— Какого же черта! Вы что, не знаете, как в таких случаях поступают? Увольняйте, набирайте новых! И не трусьте, будьте мужчиной. Я при первой возможности приеду. А пока держите меня в курсе. Все!
Он бросил трубку, нервно закурил.
— Снова неприятности? — осторожно спросила Марта.
— Хорошего мало.
— Вот видишь, Рихард, надо скорее ехать.
— У тебя на все один ответ. Живешь как во сне. А ты проснись, оглянись вокруг. Ты хотя бы представляешь себе, что там сейчас происходит?
— Я давно как во сне, — сдавленно проговорила жена. — Тем более надо торопиться. Чтобы не проспать все на свете.
Он удивленно посмотрел в ее сторону, натянуто улыбнулся:
— Ну вот, еще один аргумент. — Рихард подошел к ней, взглянул на спящего малыша. — Ты полагаешь, ему уже не страшны такие путешествия?
— Рихард, мы ведь решили. И я не хочу больше об этом говорить.
В бездонной глубине июньского неба радостно и счастливо заливался жаворонок. Летний зной, жар накаленных стен казался осязаемым. Он вливался в раскрытое, но забранное решеткой окно комнаты следователя. Этот кабинет в следственном изоляторе был не похож на те кабинеты, в которых проходили первые допросы политзаключенных. Бросались в глаза некоторые дополнительные детали обстановки — медицинская кушетка с кожаной обивкой, раковина, возле которой на вешалке висело несколько полотенец, эмалированное ведро со шваброй. На столе следователя — грузного, полнокровного мужчины — жужжал вентилятор. Но он не давал желанной прохлады, и полицейский беспрестанно пил воду, наливая себе из графина.
Калниньш, ссутулившись, сидел напротив него на привинченном к полу табурете и угрюмо молчал.
— Думаешь, ты — латыш? — Следователь сдернул с вешалки полотенце, вытер пот и вернулся к столу. — Только потому, что у тебя такая фамилия — Калниньш. Нет, ты не латыш… Ты продажная шкура! Тебе эти… русские платят. Вы все у них на жаловании.
Казалось, Андрис его не слушал — сидел, углубленный в свои мысли.

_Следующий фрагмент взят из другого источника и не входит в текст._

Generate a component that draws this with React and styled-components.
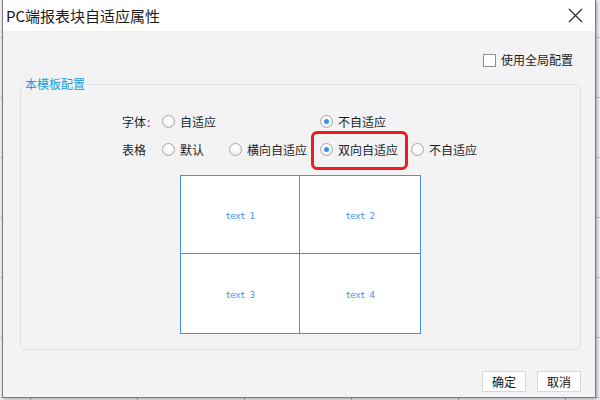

— А какой, интересно, валютой они с вами рассчитываются? Рублями или латами? — Расстегнув рубашку на потной груди, следователь еще ближе нагнулся к вентилятору. — И вот из-за таких подонков… Вы же подонки! Только мутите своей грязной пропагандой головы честным людям. А я должен во всей этой заразе копаться, марать себе руки… Дохнуть вот в этой жаре! — Следователь переложил на столе бумаги, раскрыл папку с делом. И мало того — еще иметь кучу неприятностей. «Негуманное поведение», «несоблюдение норм допроса»… Как будто я тут допрашиваю приличных людей, а не всякую сволочь. — Он вылил из графина в стакан остатки воды, выпил и пошел к крану, бормоча себе под нос: — Ладно, гнида, я тебя пальцем не трону. Ты у меня сам сдохнешь. — С полным графином вернулся к столу, выпил стакан воды и сказал другим, деловым тоном: — Итак, начнем расследование по всем юридическим нормам. Разрешите представиться. Я — следователь политического охранного отделения города Риги, моя фамилия Спрудж.